SpaceX and NASA just revised the target launch date for their Crew-1 Mission to the ISS. They are now looking at 2:40 a.m. EDT Saturday, October 31, to launch to the station.
The mission objective is to take the group of four astronauts to the International Space Station.
NASA published in its official blog that a new date will help in better coordination between the Crew-1 launch and the launch and arrival landing operations of Soyuz.
The extra time will enable the closure of every work, including on-ground and aboard the station.
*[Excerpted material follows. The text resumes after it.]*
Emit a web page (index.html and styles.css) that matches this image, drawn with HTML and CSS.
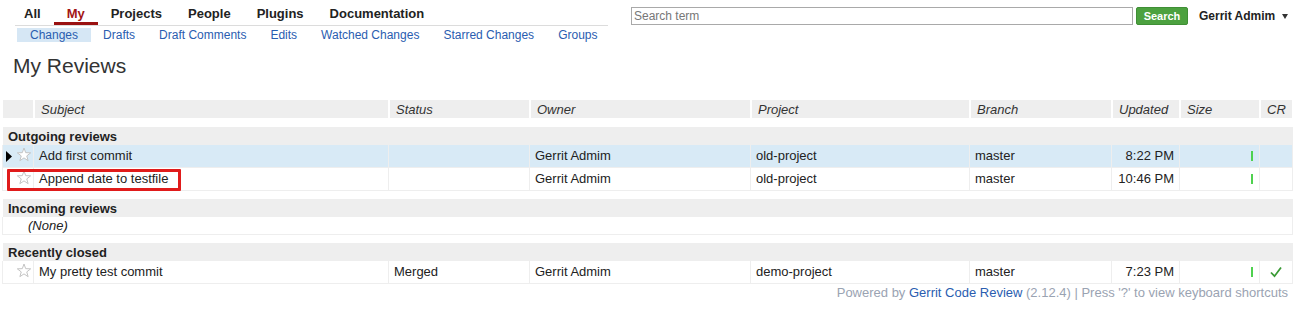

It will be before SpaceX Crew-1’s arrival.
Additional testing and isolation of the station’s atmosphere can now be done because of increased extra time before the launch.
Moreover, the work and preparations on Crew Dragon and Falcon 9 are being carried out by SpaceX. It will help in completing all open work ahead of the new target launch.
SpaceX Crew-1 Mission Astronauts
The awaited mission will include astronauts Victor Glover and Shannon Walker of NASA, Michael Hopkins, and Soichi Noguchi of Japan Aerospace Exploration Agency (JAXA).
SpaceX Crew Dragon spacecraft will carry them to the International Space Station, on a Falcon 9 rocket. It will take off from Launch Complex 39A at NASA’s Kennedy Space Center in Florida.
The mission will mark the first time when a NASA-certified and commercially-owned American rocket will carry an international crew aboard.
Duration of the Crew-1 Mission
Once the Crew-1 astronauts reach the International Space Station, they will stay there for six months. There will be a science mission aboard the orbiting laboratory.
It will last for about 210 days and will end around late April in 2021.
Right now, NASA is in the last stage of completing data reviews before the launch. They are required before certification following the SpaceX Demo-two test flight.
Speaking of the mission history than the first operational mission announced in 2012 was the Commercial Crew Program. It was initially designated “USCV-1” by NASA.
The previous launch date expected for November 2016 didn’t happen, unfortunately. Then it was pushed further again three years ago.
This year in mid-August, the new date was set for October 23. Eventually, it’s now updated again. SpaceX and NASA are targeting the launch during Halloween.
Before the flight, all four astronauts will obey the self-quarantine rules. It will prevent any chance of an unwanted COVID case. This rule is also applicable to all the pre-launch assistants. They will go for mandatory quarantine as well.